Impeached Texas Attorney General Ken Paxton, who has been under indictment for fraud for the last eight years, told Steve Bannon, also under indictment for fraud, that if he had not intervened, former President Donald Trump would have lost in Texas during the 2020 election.
"If we'd lost Harris County—Trump won by 620,000 votes in Texas. Harris County mail-in ballots that they wanted to send out were 2.5 million, those were all illegal and we were able to stop every one of them," Paxton said on Bannon's War Room podcast. Naturally, Paxton lied to Bannon's listeners — Harris County planned to mail out applications for mail-in ballots to all registered voters due to the COVID-19 pandemic.
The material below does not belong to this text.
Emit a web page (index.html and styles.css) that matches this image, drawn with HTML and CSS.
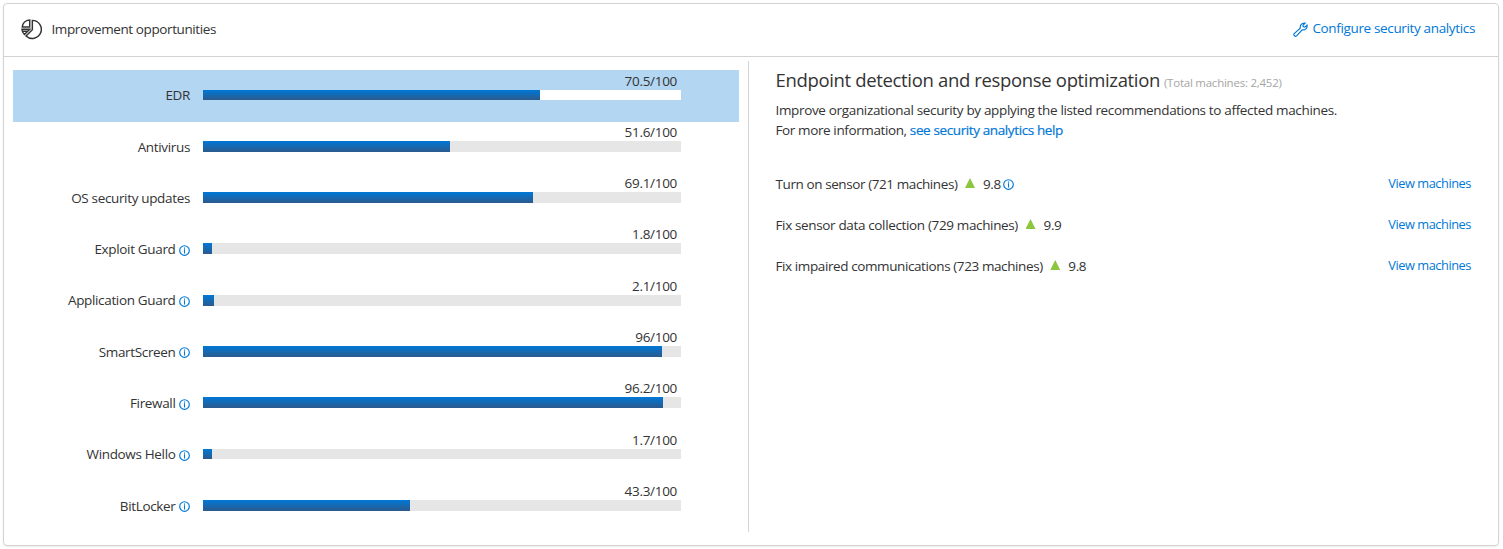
FILE: index.html
```
<!DOCTYPE html>
<html lang="en">
<head>
<meta charset="utf-8">
<title>Improvement opportunities</title>
<link rel="stylesheet" href="styles.css">
</head>
<body>
<svg width="0" height="0" class="defs">
  <symbol id="info" viewBox="0 0 11 11"><circle cx="5.5" cy="5.5" r="4.8" fill="none" stroke="currentColor" stroke-width="1.15"/><path d="M5.5 2.6v1.2M5.5 4.3v4.1" stroke="currentColor" stroke-width="1.1"/></symbol>
</svg>
<section class="card">
  <header class="card-header">
    <svg class="pie" viewBox="0 0 20 20" fill="none" stroke="#333" stroke-width="1.400"><path d="M10.800 1.300A8.600 8.600 0 1 1 4.800 16.100L10.800 10.200z"/><path d="M8.300.900v6.800H1.200C1.500 3.900 4.400 1.100 8.300.900z"/><path d="M.900 9.800h7.400l-5 4.900C1.900 13.400 1 11.800.900 9.800zM1.600 11.600h4.300"/></svg>
    <h1 class="title">Improvement opportunities</h1>
    <a class="configure"><svg class="wrench" viewBox="0 0 15 15" fill="none" stroke="currentColor" stroke-width="1.200"><path d="M1.200 11.600L7.300 6.100C6.700 3.200 8.900.700 12 1.100L9.900 3.300l.4 1.500 1.500.4 2.200-2.100c.7 3.100-1.900 5.300-4.800 4.700l-5.600 6.100c-1.500 1.200-3.500-.8-2.400-2.300z"/></svg><span>Configure security analytics</span></a>
  </header>
  <div class="card-body">
    <div class="chart">
      <div class="row selected"><div class="label"><span>EDR</span></div><div class="meter"><span class="score">70.5/100</span><div class="track"><div class="fill" style="width:70.5%"></div></div></div></div>
      <div class="row"><div class="label"><span>Antivirus</span></div><div class="meter"><span class="score">51.6/100</span><div class="track"><div class="fill" style="width:51.6%"></div></div></div></div>
      <div class="row"><div class="label"><span>OS security updates</span></div><div class="meter"><span class="score">69.1/100</span><div class="track"><div class="fill" style="width:69.1%"></div></div></div></div>
      <div class="row"><div class="label"><span>Exploit Guard</span><svg class="info"><use href="#info"/></svg></div><div class="meter"><span class="score">1.8/100</span><div class="track"><div class="fill" style="width:1.8%"></div></div></div></div>
      <div class="row"><div class="label"><span>Application Guard</span><svg class="info"><use href="#info"/></svg></div><div class="meter"><span class="score">2.1/100</span><div class="track"><div class="fill" style="width:2.2%"></div></div></div></div>
      <div class="row"><div class="label"><span>SmartScreen</span><svg class="info"><use href="#info"/></svg></div><div class="meter"><span class="score">96/100</span><div class="track"><div class="fill" style="width:96%"></div></div></div></div>
      <div class="row"><div class="label"><span>Firewall</span><svg class="info"><use href="#info"/></svg></div><div class="meter"><span class="score">96.2/100</span><div class="track"><div class="fill" style="width:96.2%"></div></div></div></div>
      <div class="row"><div class="label"><span>Windows Hello</span><svg class="info"><use href="#info"/></svg></div><div class="meter"><span class="score">1.7/100</span><div class="track"><div class="fill" style="width:1.8%"></div></div></div></div>
      <div class="row"><div class="label"><span>BitLocker</span><svg class="info"><use href="#info"/></svg></div><div class="meter"><span class="score">43.3/100</span><div class="track"><div class="fill" style="width:43.3%"></div></div></div></div>
    </div>
    <div class="details">
      <div class="heading"><h2 class="subject">Endpoint detection and response optimization</h2><span class="total">(Total machines: 2,452)</span></div>
      <p class="intro"><span class="line-one">Improve organizational security by applying the listed recommendations to affected machines.</span><br><span class="line-two">For more information, <a class="help">see security analytics help</a></span></p>
      <ul class="actions">
        <li class="action"><span class="name n1">Turn on sensor (721 machines)</span><i class="up"></i><span class="gain">9.8</span><svg class="info"><use href="#info"/></svg><a class="view">View machines</a></li>
        <li class="action"><span class="name n2">Fix sensor data collection (729 machines)</span><i class="up"></i><span class="gain">9.9</span><a class="view">View machines</a></li>
        <li class="action"><span class="name n3">Fix impaired communications (723 machines)</span><i class="up"></i><span class="gain">9.8</span><a class="view">View machines</a></li>
      </ul>
    </div>
  </div>
</section>
</body>
</html>
```
FILE: styles.css
```
* { box-sizing: border-box; }
body { margin: 0; padding: 3px 4px 3px 3px; height: 549px; background: #fff; color: #333; font: 13.500px/20px "Open Sans", "Noto Sans", sans-serif; letter-spacing: -0.340px; white-space: nowrap; }
h1, h2, p, ul { margin: 0; padding: 0; font-weight: 400; }
a { color: #0078d7; }
.defs { position: absolute; }
.card { height: 543px; border: 1px solid #d3d3d3; border-radius: 4px; box-shadow: 0 1px 2px rgba(0,0,0,.08); }
.card-header { height: 53px; border-bottom: 1px solid #d3d3d3; display: flex; align-items: center; padding: 0 23px 2px 17px; }
.pie { width: 21px; height: 21px; flex: none; margin-right: 9.500px; }
.title { font-size: 13.500px; letter-spacing: -0.400px; }
.configure { margin-left: auto; display: flex; align-items: center; gap: 4px; letter-spacing: -0.350px; }
.configure span { margin-top: -2px; }
.wrench { width: 15px; height: 15px; }
.card-body { display: flex; height: 488px; }
.chart { width: 745px; height: 471px; margin-top: 4px; padding: 8.500px 9px 0; border-right: 1px solid #d3d3d3; }
.row { height: 51.3px; display: flex; }
.row.selected { height: 52.300px; margin-bottom: -1px; background: #b3d6f2; }
.label { width: 177px; height: 20px; margin-top: 15.800px; display: flex; justify-content: flex-end; align-items: center; gap: 3.500px; }
.info { width: 11px; height: 11px; color: #0078d7; flex: none; margin-top: 2px; }
.meter { width: 478px; margin-left: 13px; }
.score { display: block; height: 20px; line-height: 22px; padding-right: 4px; text-align: right; letter-spacing: -0.300px; }
.track { height: 10.850px; background: #e6e6e6; }
.selected .track { background: #fff; }
.fill { height: 100%; background: linear-gradient(#0078d7, #2b5a8c); }
.details { flex: 1; padding: 9px 27px 0 26.500px; }
.heading { display: flex; align-items: baseline; gap: 4px; height: 34px; line-height: 28px; }
.subject { font-size: 18.500px; letter-spacing: -0.340px; }
.total { font-size: 11.500px; letter-spacing: -0.240px; color: #a6a6a6; }
.line-two { letter-spacing: -0.385px; }
.help { -webkit-text-stroke: .2px #0078d7; }
.actions { list-style: none; margin-top: 34px; }
.action { height: 41px; display: flex; align-items: flex-start; }
.n1 { letter-spacing: -0.410px; }
.n2 { letter-spacing: -0.355px; }
.n3 { letter-spacing: -0.400px; }
.up { width: 10px; height: 10px; margin: 4px 8px 0 7.500px; background: #8cc63f; clip-path: polygon(50% 0, 100% 100%, 0 100%); }
.action .info { margin: 5px 0 0 2.500px; }
.view { margin: 0 0 0 auto; font-size: 12.800px; letter-spacing: -0.450px; line-height: 19px; }
```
However, Paxton's office successfully blocked this initiative through litigation.
In the end, Trump emerged as the winner in Texas, securing over 600,000 more votes than Biden. Nevertheless, polls leading up to the election had suggested that Biden had a chance to win the traditionally conservative state, which has not voted for a Democratic presidential candidate since 1976.
Thanks in no small part to Big-Lie-spreader Paxton, Texas has become the most difficult state for voting.
From Newsweek:
A 2020 analysis of U.S. election laws by Northern Illinois University ranked Texas as the most difficult state for voting. While absentee voting is allowed in the state for anyone over the age of 65 without an excuse, the state requires those younger to have a valid reason for requesting an absentee ballot. While Democrats believed the COVID-19 pandemic should be an acceptable excuse for any registered voter to cast their ballots by mail, Paxton and other Texas Republicans disagreed.
Meanwhile, GOP lawmakers in Texas want to make it more difficult to vote in the state. Their efforts have been largely animated by Trump's baseless claims that Biden won the 2020 election through widespread voter fraud. These false allegations have already been thoroughly litigated and wholly debunked, while the former president and his allies have failed to provide evidence to substantiate them.